Tria si era già detto «personalmente favorevole», Conte non lo esclude. E adesso perfino il presidente degli industriali Vincenzo Boccia apre alla possibilità. L’aumento dell’Iva non è più un argomento tabù.
Sarà perché i 25 miliardi da trovare per disinnescare le fatidiche clausole di salvaguardia – aumenti automatici di aliquote Iva nel caso in cui non si raggiungano una serie di obiettivi del bilancio – sono tanti, sarà perché dopo otto anni – il primo ad inventarsele fu Tremonti nella manovra del governo Berlusconi del 2011 ma poi fu copiato da tutti i successori Monti, Letta, Renzi, Gentiloni – continuare a spostare anno dopo anno il fardello inizia a stancare.

Certo, difficile che in piena campagna elettorale per le Europee sia Di Maio che Salvini rischieranno di dirsi favorevole ad un argomento come l’aumento dell’Iva ma il fronte trasversale di chi sostiene che l’effetto economico non sia così negativo come si è sempre dato per assodato inizia ad inspessirsi.

A PASSARE SAREBBE – QUASI incredibilmente – la linea del professor Tria, traballante ministro dell’Economia: «È utile spostare il carico fiscale dalle persone (Irpef) ai consumi (Iva)». Anche perché il tutto sarebbe legato alla mitica riforma fiscale o simil Flat tax che sia. Ora con la benedizione di una Confindustria che inizia a lodare il governo finora criticato: «Con il governo il clima è cambiato, nelle ultime settimane abbiamo notato un diverso linguaggio e la volontà di confrontarsi su alcune proposte», ha scandito Boccia al Corriere. E ieri sull’Iva ha aggiunto: «Se il governo intendesse fare una vera riforma fiscale che agevoli i cosiddetti produttori, imprese e lavoratori, quindi un’operazione macro, che non riguardi solo le clausole di salvaguardia Iva, sarebbe arrivato il momento di pensarci: una parte dei nostri settori, quelli legati al largo consumo, non l’amerebbe, ma con un’equa attenzione al mondo della produzione e alle fasce cosiddette deboli potrebbe essere una riforma che ha il suo perché».

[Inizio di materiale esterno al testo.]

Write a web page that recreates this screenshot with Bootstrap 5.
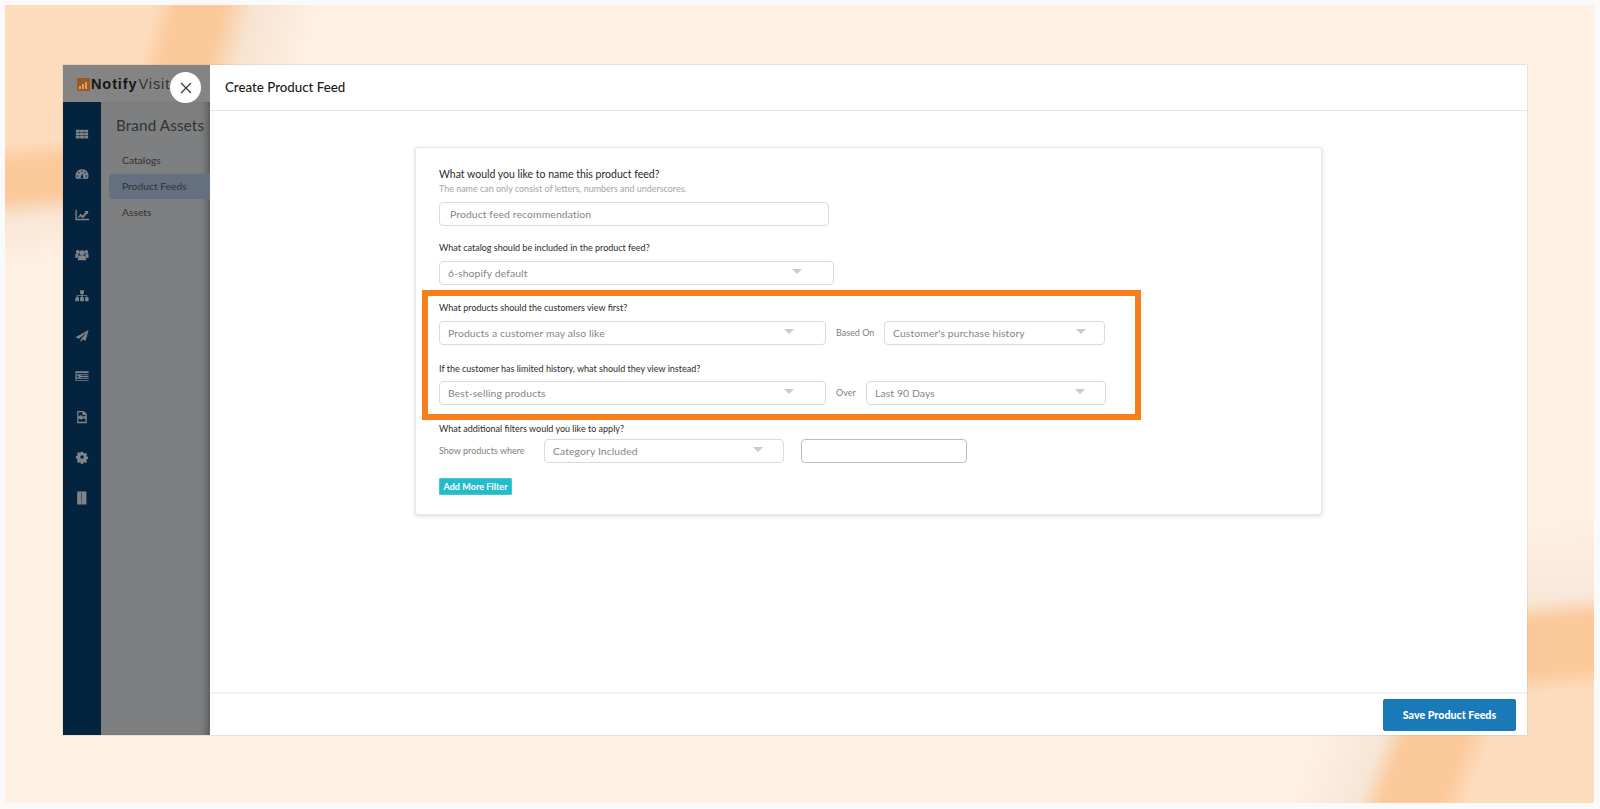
<!DOCTYPE html>
<html lang="en"><head><meta charset="utf-8"><title>Create Product Feed</title>
<link href="https://cdn.jsdelivr.net/npm/bootstrap@5.3.0/dist/css/bootstrap.min.css" rel="stylesheet">
<style>
html,body{height:100%;margin:0}
body{background:#fafafa;font-family:Lato,"Liberation Sans",sans-serif;overflow:hidden}
.stage{position:relative;margin:5px 6px 6px 5px;height:798px;padding:60px 67px 68px 58px;background-color:#fef0e3;
background-image:
linear-gradient(111deg,transparent 1222px,#f7e6d6 1286px,#fbc99a 1310px,#fbc99a 1364px,#fddcbd 1389px),
linear-gradient(175deg,transparent 515px,#f8e8d9 593px,#fbc99a 615px,#fbc99a 665px,#fddcbd 687px),
linear-gradient(105deg,#fddcbd 0,#fddcbd 145px,#fbc99a 167px,#fbc99a 211px,#f8e3d0 240px,#fef0e3 305px);
background-size:100% 68px,67px 798px,330px 60px;
background-position:0 100%,100% 0,0 0;
background-repeat:no-repeat}
.stage::before{content:"";position:absolute;left:0;top:60px;width:58px;height:200px;background:linear-gradient(175deg,#fddcbd 0,#fddcbd 78px,#fbc99a 100px,#fbc99a 132px,#f9e6d6 155px,#fef0e3 200px)}
.appwin{position:relative;display:flex;height:670px;background:#fff;box-shadow:0 0 1px #9a9a9a}
.leftpane{width:147px;flex:none;display:flex;flex-direction:column;background:#7e7f80}
.brandbar{height:37px;padding:2px 0 0 14px;display:flex;align-items:center;gap:1px;font-family:"Liberation Sans",Arial,sans-serif;font-size:14.5px;line-height:1;letter-spacing:.9px;color:#161616;white-space:nowrap;overflow:hidden;background:#848484}
.brandbar b{font-weight:700}.brandbar span{color:#333}
.panebody{flex:1;display:flex}
.railnav{width:38px;flex:none;background:#03233f;padding-top:25px;display:flex;flex-direction:column;align-items:center;gap:26.4px}
.railnav svg{width:14px;height:14px;fill:#7f848a;display:block}
.subnav{flex:1;box-shadow:inset -8px 0 7px -5px rgba(40,40,40,.45);padding-left:8px;overflow:hidden;color:#333}
.subnav h2{font-size:15.2px;font-weight:400;margin:13px 0 13px 7px;line-height:20px;white-space:nowrap;letter-spacing:.15px}
.subitem{height:25px;line-height:25px;padding-left:13px;font-size:10.3px;margin-bottom:1px;border-radius:4px 0 0 4px}
.subitem.cur{background:#64707f}
.closer{position:absolute;left:107px;top:7px;width:31px;height:31px;border-radius:50%;background:#fff;display:flex;align-items:center;justify-content:center}
.mainpane{flex:1;display:flex;flex-direction:column;min-width:0}
.mainhead{height:46px;flex:none;border-bottom:1px solid #e4e5e6;padding:0 15px;display:flex;align-items:center;font-size:13.3px;font-weight:500;color:#1a1a1a}
.mainbody{flex:1;padding:36px 0 0 205px;background:#fff}
.mainfoot{height:43px;flex:none;border-top:2px solid #f2f2f2;display:flex;justify-content:flex-end;align-items:flex-start;padding:5px 11px 0 0}
.savebtn{width:133px;height:32px;padding:0;background:#1a7ab8;border:1px solid #1a7ab8;border-radius:2px;color:#fff;font-size:10.7px;font-weight:900}
.feedcard{width:907px;height:368px;background:#fff;border:1px solid #e5e7e9;border-radius:3px;box-shadow:0 1px 4px rgba(0,0,0,.16);padding:18px 0 0 23px}
.qmain{font-size:10.5px;line-height:16px;color:#2a2a2a}
.qsub{font-size:8.95px;line-height:12px;color:#a4a4a4;margin-top:1px}
.qlabel{font-size:9px;line-height:16px;color:#2c2c2c}
.sidetxt{font-size:9px;color:#808080;line-height:16px;white-space:nowrap}
.fld{height:24px;border:1px solid #d5dbe3;border-radius:4px;background:#fff;color:#858585;font-size:10.4px;display:flex;align-items:center;justify-content:space-between;padding:2px 20px 0 8px;letter-spacing:.1px}
.fld::after{content:"";width:0;height:0;border-left:5px solid transparent;border-right:5px solid transparent;border-top:5px solid #c3cbd5;margin-bottom:5px}
.fld.bare::after{display:none}
.w390{width:390px;padding-left:10px}.w395{width:395px;padding-right:31px}.w387{width:387px;padding-right:31px}.w221{width:221px;padding-right:18px}.w240{width:240px}.w166{width:166px;border-color:#bdbdbd}
.callout{width:719px;margin:5px 0 0 -17px;height:130px;border:6px solid #f67e1b;padding:4px 0 0 11px}
.addbtn{display:block;width:73px;height:17px;padding:0;margin-top:15px;background:#25bcca;border:1px solid #45c8d4;border-radius:1px;color:#fff;font-size:9.1px;font-weight:700;line-height:14px}
</style></head>
<body>
<div class="stage">
<div class="appwin">
 <aside class="leftpane">
  <div class="brandbar">
   <svg width="13" height="13" viewBox="0 0 13 13"><rect width="13" height="13" fill="#9c5a22"/><path fill="#d9a06c" d="M2 11h2V8H2zM5 11h2V6H5zM8 11h2V4H8z"/></svg>
   <b>Notify</b><span>Visitors</span>
  </div>
  <div class="panebody">
   <nav class="railnav">
    <svg viewBox="0 0 16 16"><path d="M1 3h4.400v3H1zM5.800 3h4.400v3H5.800zM10.600 3H15v3h-4.400zM1 6.500h4.400v3H1zM5.800 6.500h4.400v3H5.800zM10.600 6.500H15v3h-4.400zM1 10h4.400v3H1zM5.800 10h4.400v3H5.800zM10.600 10H15v3h-4.400z"/></svg>
    <svg viewBox="0 0 16 16"><path fill-rule="evenodd" d="M8 2.500a7.500 7.500 0 0 0-7.500 7.500c0 1.300.3 2.500.9 3.500h13.200c.6-1 .9-2.200.9-3.500A7.500 7.500 0 0 0 8 2.500zM8 4.200a.9.900 0 1 1 0 1.800.9.900 0 0 1 0-1.800zM4.500 5.700a.9.900 0 1 1 0 1.800.9.900 0 0 1 0-1.800zM11.500 5.700a.9.900 0 1 1 0 1.800.9.900 0 0 1 0-1.800zM3 9.500a.9.900 0 1 1 0 1.800.9.900 0 0 1 0-1.800zM13 9.500a.9.900 0 1 1 0 1.800.9.900 0 0 1 0-1.800zM8.500 7l.6 3.500a1.500 1.500 0 1 1-2.200 0z"/></svg>
    <svg viewBox="0 0 16 16"><path d="M.5 2h1.600v10.400H16V14H.5z"/><path d="M3 11l3.300-4.300 2.700 2 3-4-1.500-1.200H15v4l-1.200-1.300-4.500 5.500-2.700-2L4 11z"/></svg>
    <svg viewBox="0 0 16 16"><circle cx="8" cy="5.500" r="3"/><circle cx="3.200" cy="4.500" r="2.200"/><circle cx="12.800" cy="4.500" r="2.200"/><path d="M4 8.500h8l1 5.500H3zM.5 6.500h3.200l.2 1.500-1 3.500H.5zM12.300 6.500h3.200v5h-2.400l-1-3.500z"/></svg>
    <svg viewBox="0 0 16 16"><path d="M5.800 1.500h4.400v4H8.700v1.500h5.300v2.500h1.500V14h-4V9.500H13V8H8.700v1.500h1.500V14H5.800V9.500h1.500V8H3v1.500h1.500V14h-4V9.500H2V7h5.300V5.500H5.800z"/></svg>
    <svg viewBox="0 0 16 16"><path d="M15.500 1L.5 9.500l3.900 1.600L13 4l-6.500 8v3l2.400-2.900 3.300 1.400z"/></svg>
    <svg viewBox="0 0 16 16"><path fill-rule="evenodd" d="M.5 2.500h15v11H.5zM1.700 4.500V6h13.800V4.500zM6.500 7v1h9V7zM6.500 9v1h9V9zM1.700 11v1.500h13.800V11zM2 6.800v3.400l2.800-1.700z"/></svg>
    <svg viewBox="0 0 16 16"><path fill-rule="evenodd" d="M2.500 1h7.500l3.500 3.500V15h-11zM4 2.700v5l2.500-2 2.500 2 3-1v-1H8.500V2.700zM4 13.500h8v-3.300l-2.500-.7-2.500 1.500-3-1.500z"/></svg>
    <svg viewBox="0 0 16 16"><path fill-rule="evenodd" d="M6.800 2h2.400l.3 1.500 1.300.6 1.300-.9 1.700 1.700-.9 1.300.6 1.300 1.500.3v2.400l-1.500.3-.6 1.300.9 1.300-1.700 1.700-1.300-.9-1.300.6-.3 1.500H6.800l-.3-1.500-1.300-.6-1.300.9-1.700-1.700.9-1.300-.6-1.300L1 9.200V6.800l1.500-.3.6-1.300-.9-1.300 1.700-1.700 1.300.9 1.300-.6zM8 6a2 2 0 1 0 0 4 2 2 0 0 0 0-4z"/></svg>
    <svg viewBox="0 0 16 16"><path fill-rule="evenodd" d="M2.500 .500h10.500v15H2.500zM7.400 2v10h.6V2zM7.200 13.300v1h1v-1z"/></svg>
   </nav>
   <div class="subnav">
    <h2>Brand Assets</h2>
    <div class="subitem">Catalogs</div>
    <div class="subitem cur">Product Feeds</div>
    <div class="subitem">Assets</div>
   </div>
  </div>
 </aside>
 <button class="closer border-0 p-0" aria-label="Close"><svg width="12" height="12" viewBox="0 0 12 12"><path d="M1 1l10 10M11 1L1 11" stroke="#333" stroke-width="1.100" fill="none"/></svg></button>
 <main class="mainpane">
  <div class="mainhead">Create Product Feed</div>
  <div class="mainbody">
   <div class="feedcard">
    <div class="qmain">What would you like to name this product feed?</div>
    <div class="qsub">The name can only consist of letters, numbers and underscores.</div>
    <div class="fld bare w390" style="margin-top:7px">Product feed recommendation</div>
    <div class="qlabel" style="margin-top:14px">What catalog should be included in the product feed?</div>
    <div class="fld w395" style="margin-top:5px">6-shopify default</div>
    <div class="callout">
     <div class="qlabel">What products should the customers view first?</div>
     <div class="d-flex align-items-center" style="margin-top:5px">
      <div class="fld w387">Products a customer may also like</div>
      <div class="sidetxt" style="margin-left:10px;width:48px">Based On</div>
      <div class="fld w221">Customer's purchase history</div>
     </div>
     <div class="qlabel" style="margin-top:16px">If the customer has limited history, what should they view instead?</div>
     <div class="d-flex align-items-center" style="margin-top:4px">
      <div class="fld w387">Best-selling products</div>
      <div class="sidetxt" style="margin-left:10px;width:30px">Over</div>
      <div class="fld w240">Last 90 Days</div>
     </div>
    </div>
    <div class="qlabel" style="margin-top:1px">What additional filters would you like to apply?</div>
    <div class="d-flex align-items-center" style="margin-top:2px">
     <div class="sidetxt" style="width:105px">Show products where</div>
     <div class="fld w240">Category Included</div>
     <div class="fld bare w166" style="margin-left:17px"></div>
    </div>
    <button class="addbtn">Add More Filter</button>
   </div>
  </div>
  <div class="mainfoot"><button class="savebtn">Save Product Feeds</button></div>
 </main>
</div>
</div>
<script src="https://cdn.jsdelivr.net/npm/bootstrap@5.3.0/dist/js/bootstrap.bundle.min.js"></script>
</body></html>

AL MOMENTO L’EVENTUALITÀ non sussiste. Il Def che verrà approvato in Parlamento impegnerà il governo a «disinnescare» le clausole facendo leva su tagli di spesa (spending review) e riordino degli sgravi fiscali (tax expenditure). Il tutto per evitare che l’aliquota Iva ordinaria aumenti nel 2020 dal 22 al 24,9% e al 25% nel 2021, la manovra Conte ha fissato gli incrementi rispettivamente al 25,2 e al 26,5%. Resta invece confermato l’aumento, sempre dal 2020, dell’aliquota intermedia dal 10 al 13%.

E SEMPRE IERI BANKITALIA ha stimato che senza gli aumenti automatici dell’Iva – o misure alternative – il deficit schizzerebbe al 3,4% quest’anno, mentre il debito andrebbe al 135,4%, avverte il presidente dell’Ufficio parlamentare di bilancio Giuseppe Pisauro. La manovra quindi diventa un «puzzle complesso», come lo definisce l’Upb, nonostante apprezzi – come il presidente dell’Istat leghista Blangiardo – come «condivisibile» la nuova stima di crescita allo 0,2% – corretta a soli 4 mesi dall’indicazione di un +1% – sebbene molto dipendente dal contesto globale e da come finirà la guerra dei dazi Usa-Cina.

Bankitalia invece non cambia strada alla voce «spread» e «taglio del debito». Se il differenziale con i titoli tedeschi resterà ai livelli attuali per via Nazionale si mangerà 11 miliardi in spesa per interessi da qui al 2021 sottraendo 0,1 punti di Pil dopo un anno e ben 0,7 punti dopo tre: l’obiettivo, spiega il capoeconomista Gaiotti, è al contrario dare agli investitori un «messaggio credibile di riduzione del debito pubblico».

SUL DEBITO PESA PERÒ l’incognita di incassi da privatizzazione stimati in 17,8 e 5,5 miliardi nel 2019 e 2020 rispettivamente. Ma è nuovamente Bankitalia a certificare che i target sono stati «sistematicamente» delusi in passato. L’Upb parla del rischio concreto che quel programma ambizioso di dismissioni possa rivelarsi «in tutto o in parte inattuabile». Esattamente come è successo con tutti i governi finora. Confermando che le politiche economiche – su Iva e calo del debito – sono sempre le stesse. E sempre fallite.